El miedo a chocar “la Ferrari” del abuelo
Por Matías Pierrad, socio fundador del blog antigourmet.com.ar
Por varios motivos no es muy común que una persona sub-35 se ponga al hombro un bodegón. Y uno de ellos, más que entendible, es que hacerlo significa hacerse cargo de “mantener”. Mantener todo: el lugar, el servicio, los proveedores, la calidad, los comensales, las recetas. Mantener su historia. ¿Cuántas personas de 30 años tienen hoy claro lo que quieren para su futuro? ¿Cuántas se imaginan manteniendo esa misma idea por el resto de sus días? La respuesta es: muy pocas. En el año 2022, en el contexto en el que vivimos, imaginarse toda la vida haciendo lo mismo es complicado. Son épocas donde pareciera que hay que vivir experiencias inmersivas, trabajar como nómade digital, convertirse en influencer no-importa-de-qué, monetizar online con un videojuego o minar criptomonedas. Son épocas donde el morfi es un objeto sin historia. ¿A quién se le cruza por la cabeza jugarse un pleno manteniendo un bodegón?

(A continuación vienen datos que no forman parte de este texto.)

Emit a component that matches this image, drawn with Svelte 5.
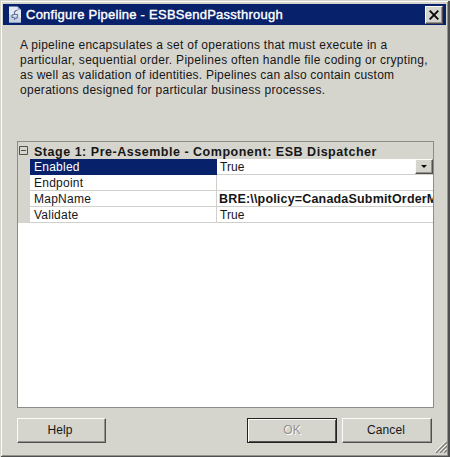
<script>
  const lines = [
    { text: 'A pipeline encapsulates a set of operations that must execute in a', cls: 'l1' },
    { text: 'particular, sequential order. Pipelines often handle file coding or crypting,', cls: 'l2' },
    { text: 'as well as validation of identities. Pipelines can also contain custom', cls: 'l3' },
    { text: 'operations designed for particular business processes.', cls: 'l4' }
  ];
  const rows = [
    { name: 'Enabled', value: 'True', selected: true },
    { name: 'Endpoint', value: '' },
    { name: 'MapName', value: 'BRE:\\\\policy=CanadaSubmitOrderM', bold: true },
    { name: 'Validate', value: 'True' }
  ];
</script>

<div class="window">
  <header>
    <svg class="doc" width="14" height="17" viewBox="0 0 14 17">
      <path d="M1 .5h8.500l3.500 3.500v12.500H1z" fill="#e3e9f3" />
      <path d="M1 8v8.500h12V12z" fill="#b9c6dd" opacity=".7" />
      <path d="M9.500.5V4H13z" fill="#9baed0" />
      <path d="M9.500 4.500H8L6.500 6v2.500h3V11L8 12.500H6.500V14M9.500 8.500H5L4 9.500v2h2.500" fill="none" stroke="#65799b" stroke-width="1.200" />
    </svg>
    <h1>Configure Pipeline - ESBSendPassthrough</h1>
    <button class="close" aria-label="Close">
      <svg width="10" height="10" viewBox="0 0 10 10"><path d="M.7.7l8.600 8.600M9.300.7L.7 9.300" stroke="#080808" stroke-width="1.900" /></svg>
    </button>
  </header>

  <p class="intro">
    {#each lines as line}<span class={line.cls}>{line.text}</span>{/each}
  </p>

  <section class="grid">
    <div class="category">
      <span class="toggle"><svg width="9" height="9" viewBox="0 0 9 9"><path d="M.5.5h8v8h-8zM2 4.500h5" fill="none" stroke="#505050" /></svg></span>
      <b>Stage 1: Pre-Assemble - Component: ESB Dispatcher</b>
    </div>
    {#each rows as row}
      <div class="row" class:selected={row.selected}>
        <div class="gutter"></div>
        <div class="name">{row.name}</div>
        <div class="value" class:bold={row.bold}>
          <span>{row.value}</span>
          {#if row.selected}
            <button class="drop" aria-label="Open list"><svg width="6" height="3" viewBox="0 0 6 3"><path d="M0 0h6L3 3z" fill="#080808" /></svg></button>
          {/if}
        </div>
      </div>
    {/each}
  </section>

  <footer>
    <button class="push help">Help</button>
    <button class="push ok" disabled>OK</button>
    <button class="push cancel">Cancel</button>
  </footer>
  <svg class="grip" width="12" height="12" viewBox="0 0 12 12">
    <path d="M0 11L11 0M4 11l7-7M8 11l3-3" stroke="#f8f8f5" stroke-width="1" />
    <path d="M1 12L12 1M5 12l7-7M9 12l3-3" stroke="#7b7b77" stroke-width="1.400" />
  </svg>
</div>

<style>
  :global(body) { margin: 0; overflow: hidden; background: #d5d5ce; }
  * { box-sizing: border-box; }
  .window {
    position: relative;
    width: 450px;
    height: 457px;
    padding: 4px 4px 0 3px;
    display: flex;
    flex-direction: column;
    background: #d5d5ce;
    font: 12px/15px "Liberation Sans", Arial, sans-serif;
    color: #161616;
    box-shadow: inset 1px 1px #d5d5ce, inset -2px -1px #505050, inset 2px 2px #fbfbf8, inset -3px -2px #92928e;
  }
  header {
    height: 21px;
    flex: none;
    display: flex;
    align-items: center;
    padding: 0 3px 0 5px;
    background: #08216b;
    color: #fff;
  }
  h1 { margin: 0 auto 0 4px; font-size: 13px; font-weight: normal; line-height: 17px; white-space: nowrap; letter-spacing: .25px; -webkit-text-stroke: .4px #fff; }
  button {
    padding: 0;
    display: flex;
    align-items: center;
    justify-content: center;
    font: inherit;
    color: inherit;
    background: #d5d5ce;
    border: 1px solid;
    border-color: #fbfbf8 #505050 #505050 #fbfbf8;
    border-radius: 0;
    box-shadow: inset -1px -1px #92928e;
  }
  .close { width: 18px; height: 18px; }
  .intro { height: 103px; flex: none; margin: 13px 0 0 17px; white-space: nowrap; }
  .intro span { display: block; width: max-content; }
  .l1 { letter-spacing: .28px; }
  .l2 { letter-spacing: .29px; }
  .l3 { letter-spacing: .23px; }
  .l4 { letter-spacing: .28px; }
  .grid {
    width: 417px;
    height: 267px;
    flex: none;
    margin-left: 14px;
    border: 1px solid #8c8c88;
    background: #fff;
    overflow: hidden;
  }
  .category { height: 17px; display: flex; background: #d5d5ce; }
  .toggle { width: 12px; padding: 4px 0 0 1px; line-height: 0; }
  .category b { margin-left: 4px; font-size: 12.5px; line-height: 20px; white-space: nowrap; letter-spacing: .52px; }
  .row { height: 16px; display: flex; line-height: 17px; }
  .gutter { width: 12px; background: #d5d5ce; }
  .name { width: 187px; padding-left: 4px; border-right: 1px solid #d0d0ca; border-bottom: 1px solid #d0d0ca; letter-spacing: .25px; }
  .value { width: 216px; padding-left: 3px; display: flex; justify-content: space-between; overflow: hidden; white-space: nowrap; border-bottom: 1px solid #d0d0ca; line-height: 16px; letter-spacing: .1px; }
  .bold { padding-left: 2px; font-weight: bold; font-size: 12.5px; letter-spacing: .18px; }
  .selected .name { background: #08216b; color: #fff; border-color: #08216b; }
  .drop { width: 18px; height: 15px; flex: none; }
  footer { display: flex; margin: 10px 0 0 14px; }
  .push { width: 89px; height: 25px; letter-spacing: .1px; }
  .help { padding-right: 3px; }
  .ok { width: 90px; margin: 0 5px 0 141px; color: #92928e; text-shadow: 1px 1px #fff; border-color: #222; box-shadow: inset 1px 1px #fbfbf8, inset -1px -1px #505050; }
  .cancel { width: 90px; padding-right: 2px; }
  .grip { position: absolute; right: 3px; bottom: 4px; }
</style>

Los bodegones son instituciones cimentadas en la figura de sus dueños y dueñas. Personas carismáticas, generosas y divertidas. Los dueños y dueñas de bodegones laburan todos los días para mantener el bello monstruo que han creado. Siempre están en el local. Escuchan al comensal. Resuelven los infinitos problemas que depara el servicio. Con lluvia, con nieve o en medio de una invasión zombi: el dueño de un bodegón siempre estará en su boliche. Para colmo, el bodegón no solo sirve comida. Es un refugio. Una zona de creatividad. Un lugar de socialización. Un territorio para cultivar la amistad.

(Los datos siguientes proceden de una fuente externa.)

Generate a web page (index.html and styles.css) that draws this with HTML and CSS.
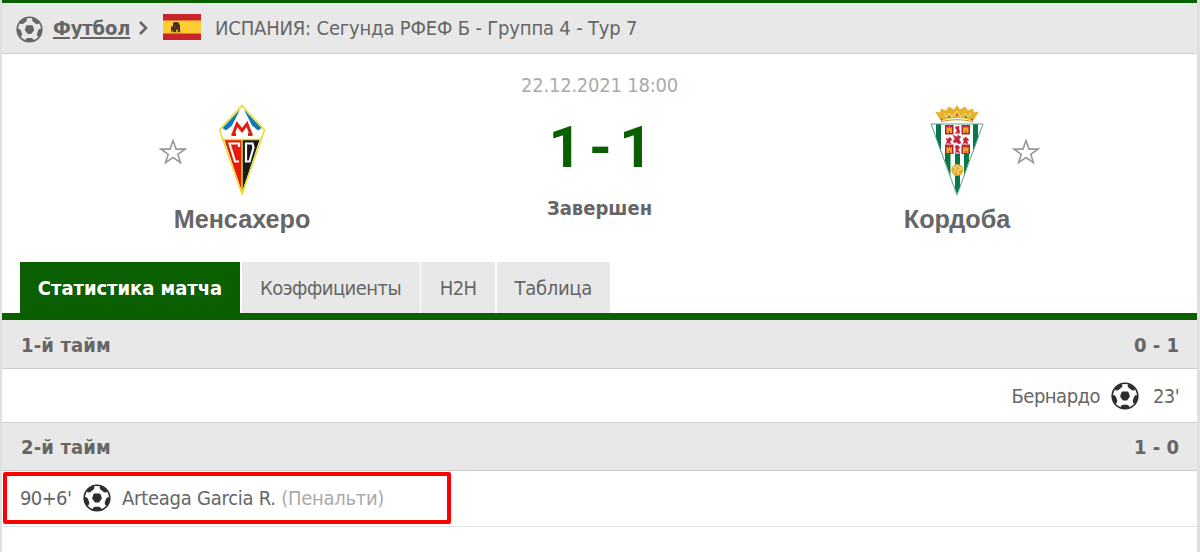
FILE: index.html
```html
<!DOCTYPE html>
<html lang="ru">
<head>
<meta charset="utf-8">
<title>Менсахеро - Кордоба</title>
<link rel="stylesheet" href="styles.css">
</head>
<body>
<svg class="defs" width="0" height="0" aria-hidden="true">
  <symbol id="ball" viewBox="0 0 28 28">
    <circle cx="14" cy="14" r="13.6" fill="currentColor"/>
    <circle class="ball-skin" cx="14" cy="14" r="11.900"/>
    <path fill="currentColor" d="M10.500 10.300q.2-.8 1-.8h5q.8 0 1 .8l1.300 3.700q.1.700-.4 1.200l-2 2.800q-.5.600-1.200.6h-2.400q-.7 0-1.200-.6l-2-2.800q-.5-.5-.4-1.200z"/>
    <g fill="currentColor">
      <path id="patch" d="M11.800 22.800h4.400l2 1.200v2.500H9.800V24z"/>
      <use href="#patch" transform="rotate(72 14 14)"/>
      <use href="#patch" transform="rotate(144 14 14)"/>
      <use href="#patch" transform="rotate(216 14 14)"/>
      <use href="#patch" transform="rotate(288 14 14)"/>
    </g>
  </symbol>
  <symbol id="star" viewBox="0 0 28 26">
    <path fill="none" stroke="currentColor" stroke-width="1.6" d="M14 2.600l3 8.500h9l-7.200 5.200 2.700 8.400-7.500-5.200-7.500 5.200 2.700-8.400L2 11.100h9z"/>
  </symbol>
</svg>
<main class="page">
  <header class="crumbs">
    <svg class="crumb-ball"><use href="#ball"/></svg>
    <a class="sport">Футбол</a>
    <svg class="chevron" viewBox="0 0 9 14"><path d="M1 1l6 6-6 6" fill="none" stroke="#666" stroke-width="2.600"/></svg>
    <svg class="flag" viewBox="0 0 38 26">
      <path fill="#c8252b" d="M0 0h38v26H0z"/><path fill="#fc3" d="M0 6.600h38v12.800H0z"/>
      <path fill="#b8992c" d="M8 17h10v1.500H8z"/>
      <path fill="#45301c" d="M10 9l2-1h2l2 1 1 3v6h-2v-2h-2v2h-3v-2l-2 2v-5l2-1z"/>
      <path fill="#8a3a22" d="M11 12h1.500v2H11zM14 14h1.500v2H14z"/>
    </svg>
    <span class="league">ИСПАНИЯ: Сегунда РФЕФ Б - Группа 4 - Тур 7</span>
  </header>

  <section class="match">
    <div class="team home">
      <svg class="star"><use href="#star"/></svg>
      <div class="club">
        <svg class="crest" viewBox="0 0 56 92">
          <path d="M28 1.500L50.500 26 28 90 5.500 26z" fill="#fff"/>
          <path d="M26 5.500L8.500 24l3.500 2.500 6-5zM30 5.500L47.500 24 44 26.500l-6-5z" fill="#1178b8"/>
          <path d="M10.500 36H28v52z" fill="#e61b0b"/><path d="M28 36h17.500L28 88z" fill="#17191b"/>
          <path d="M17.500 30.500H22M19 30.500l4-10.500 5 6.500 5-6.500 4 10.500M34 30.500h4.500" fill="none" stroke="#e61b0b" stroke-width="3"/>
          <path d="M25 43v-3.500h-9.500l5.500 18h4" fill="none" stroke="#fff" stroke-width="2.200"/>
          <path d="M32 39.500h6.500l1 4-4 14H32z" fill="none" stroke="#fff" stroke-width="2.200"/>
          <path d="M28 1.500L50.500 26 28 90 5.500 26zM9 35.500h38M28 36v52" fill="none" stroke="#ecd924" stroke-width="1.500"/>
        </svg>
        <h2 class="name">Менсахеро</h2>
      </div>
    </div>
    <div class="result">
      <time class="date">22.12.2021 18:00</time>
      <div class="score">1 - 1</div>
      <div class="status">Завершен</div>
    </div>
    <div class="team away">
      <div class="club">
        <svg class="crest" viewBox="0 0 56 92">
          <path d="M2 20h52L28 91z" fill="#fff"/>
          <path d="M7 20h5v28l-5-14zM44 20h5v14l-5 14zM16 48h5.500v24L16 57zM35 48h5v9l-5 15zM26 48h5v35l-3 7-2-6z" fill="#07774a"/>
          <path d="M16 20.500h24.500v29H16z" fill="#fff"/>
          <path d="M16 21h8.500v9.500H16zM32.500 21H41v9.500h-8.500zM16 40.500h8.500V50H16zM32.500 40.500H41V50h-8.500z" fill="#bd2034"/>
          <path d="M17.500 29v-6h1.500v1h1v-2h1v2h1v-1h1v6h-2v-2h-1v2zM34 29v-6h1.500v1h1v-2h1v2h1v-1h1v6h-2v-2h-1v2zM17.500 49v-6h1.500v1h1v-2h1v2h1v-1h1v6h-2v-2h-1v2zM34 49v-6h1.500v1h1v-2h1v2h1v-1h1v6h-2v-2h-1v2z" fill="#e9a82b"/>
          <path d="M26 23l4-1v4l1 1-1 3-2-1-2 1 2-3zM24 31l4 2 1-2 3 2-2 2 2 4-2 1-3-2-2 1-1-2 2-2zM17 34l2 1 2-2 2 3-2 1 1 3-3-1-2 1 1-3zM34 35l3-2 3 3-2 1 1 3-3-1-2 1 1-3zM26 42l3-1 2 3-2 1 2 4-3-1-2 1 1-3z" fill="#c5253b" stroke="#c5253b" stroke-width=".4"/>
          <path d="M2 20h52L28 91z" fill="none" stroke="#58a481" stroke-width="1"/>
          <circle cx="28.300" cy="66" r="6" fill="#e5ae24"/>
          <path d="M24 64l4-2 4 2M25 69l2-5M29 70v-4l4-1" fill="none" stroke="#fff" stroke-width=".7"/>
          <path d="M12 17L6 7.500l5 1 1-4 5 2 3-4 5 3 3-4.500 3 4.500 5-3 3 4 5-2 1 4 5-1-6 9.500c-9-4-23-4-32 0z" fill="#e6b12d"/>
          <path d="M15 9l2 4 3-4 3 4 5-6 4 6 4-4 3 4 3-4" fill="none" stroke="#fff0b8" stroke-width=".7"/>
          <path d="M12 18c9-3 23-3 32 0" fill="none" stroke="#c79220"/>
          <circle cx="28" cy="11" r="1" fill="#c43"/><circle cx="20" cy="13" r="1" fill="#239060"/><circle cx="37" cy="13" r="1" fill="#239060"/><circle cx="12.500" cy="15.500" r="1" fill="#c43"/><circle cx="43" cy="15.500" r="1" fill="#c43"/>
        </svg>
        <h2 class="name">Кордоба</h2>
      </div>
      <svg class="star"><use href="#star"/></svg>
    </div>
  </section>

  <nav class="tabs">
    <a class="tab active">Статистика матча</a>
    <a class="tab odds">Коэффициенты</a>
    <a class="tab h2h">H2H</a>
    <a class="tab table">Таблица</a>
  </nav>

  <section class="events">
    <div class="half"><span class="half-name">1-й тайм</span><span class="half-score">0 - 1</span></div>
    <div class="event right"><span class="scorer">Бернардо</span><svg class="goal"><use href="#ball"/></svg><span class="minute">23'</span></div>
    <div class="half second"><span class="half-name">2-й тайм</span><span class="half-score">1 - 0</span></div>
    <div class="event marked"><span class="minute late">90+6'</span><svg class="goal"><use href="#ball"/></svg><span class="player">Arteaga Garcia R. </span><span class="note">(Пенальти)</span><span class="marker"></span></div>
  </section>
</main>
</body>
</html>
```
FILE: styles.css
```css
* { box-sizing: border-box; }
body {
  margin: 0;
  height: 552px;
  overflow: hidden;
  background: #fff;
  color: #666;
  font: 20px/26px "DejaVu Sans Condensed", "DejaVu Sans", sans-serif;
  letter-spacing: -.62px;
}
svg { display: block; flex: none; }
.defs { position: absolute; }
.ball-skin { fill: var(--skin, #fff); }
.page {
  height: 552px;
  border: solid #e0e0e0;
  border-width: 0 3px 0 2px;
}
.crumbs {
  --skin: #e8e8e8;
  display: flex;
  align-items: center;
  height: 54px;
  padding: 0 0 1px 14px;
  background: #e8e8e8;
  border-top: 3px solid #0a5f00;
  border-bottom: 1px solid #ccc;
}
.crumb-ball { width: 27px; height: 27px; margin: 3px 10px 0 0; }
.sport { width: 77px; font-weight: bold; white-space: nowrap; text-decoration: underline; text-decoration-thickness: 2px; text-underline-offset: 2px; letter-spacing: -.15px; }
.chevron { width: 9px; height: 14px; margin: 1px 15px 0 9px; }
.flag { width: 38px; height: 26px; margin: -1px 14px 0 0; }
.league { white-space: nowrap; letter-spacing: -.18px; }
.match { display: flex; justify-content: space-between; height: 208px; padding: 18px 157px 0 157px; }
.team { display: flex; align-items: flex-start; padding-top: 32px; }
.team .star { width: 28px; height: 26px; margin-top: 34px; color: #999; }
.club { display: flex; flex-direction: column; align-items: center; width: 166px; }
.home .club { margin-left: -28px; }
.away .club { margin-right: -28px; }
.crest { width: 56px; height: 92px; }
.name { margin: 8px 0 0; font: bold 25.2px/30px "Liberation Sans", sans-serif; letter-spacing: 0; }
.result { display: flex; flex-direction: column; align-items: center; }
.date { color: #aaa; letter-spacing: -.22px; }
.score { margin-top: 16px; padding-left: 2px; color: #0a5f00; font: bold 58px/66px Roboto, sans-serif; letter-spacing: 0; word-spacing: -7px; }
.status { margin-top: 15px; font-weight: bold; letter-spacing: 0; }
.tabs { display: flex; gap: 1.6px; height: 58px; padding-left: 18px; border-bottom: 7px solid #0a5f00; }
.tab { display: flex; align-items: center; justify-content: center; height: 51px; padding-top: 1px; background: #e8e8e8; white-space: nowrap; }
.active { width: 220px; background: #0a5f00; color: #fff; font-weight: bold; letter-spacing: -.04px; }
.odds { width: 178px; letter-spacing: -.55px; }
.h2h { width: 74px; }
.table { width: 113px; letter-spacing: -.3px; }
.half { display: flex; align-items: center; justify-content: space-between; height: 49px; padding: 2px 18px 0 19px; background: #e8e8e8; border-bottom: 1px solid #ccc; font-weight: bold; letter-spacing: .13px; }
.second { padding-top: 0; border-top: 1px solid #ccc; }
.half-score { letter-spacing: 0; }
.event { position: relative; display: flex; align-items: center; height: 53px; padding: 0 18px; white-space: pre; }
.right { justify-content: flex-end; }
.goal { width: 28px; height: 28px; margin: 0 11px; color: #2d2d2d; }
.right .goal { margin-right: 14px; }
.scorer { letter-spacing: -.5px; }
.marked { height: 56px; padding-bottom: 1px; border-bottom: 1px solid #e5e5e5; }
.late { width: 52px; }
.player { letter-spacing: -.25px; }
.note { color: #aaa; letter-spacing: -.3px; }
.marker { position: absolute; left: 1px; top: 1px; width: 448px; height: 52px; border: 4px solid #fe0000; border-radius: 2px; }
```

Como se puede ver, hay que tener muchas ganas de mantener un bodegón. Y si el negocio es famoso, de esos cuyos nombres todos conocemos, también hay que lidiar con el miedo de no chocar “la Ferrari” del abuelo. Al parecer, la herencia lleva consigo una carga pesada. Pero, en realidad, ¿es tan pesada? ¿Por qué no tomar la oportunidad como una instancia para progresar?
No hace falta repetir la historia. De hecho, siempre es mucho más divertido si se escribe una nueva. Por supuesto que el universo y la mitobodegonería heredada ya existen. Pero buscar que el brillo de antaño siga fulgurando por siempre es imposible. Así que nada le impide a la nueva generación agregar su propio quiquirimichi a la receta y ver qué ocurre. Tal vez, la solución no sea mantener al bodegón congelado en el tiempo, sino moverlo hacia un futuro donde este tipo de gastronomía nos represente como argentinos en todo el mundo.
Ojalá que más herederos y herederas tengan ganas de poner en movimiento a sus bodegones. Porque, como dice el poeta uruguayo Jorge Drexler, “lo mismo que las canciones, los pájaros, los alfabetos (y, agrego yo, los bodegones); si quieres que algo se muera, déjalo quieto.”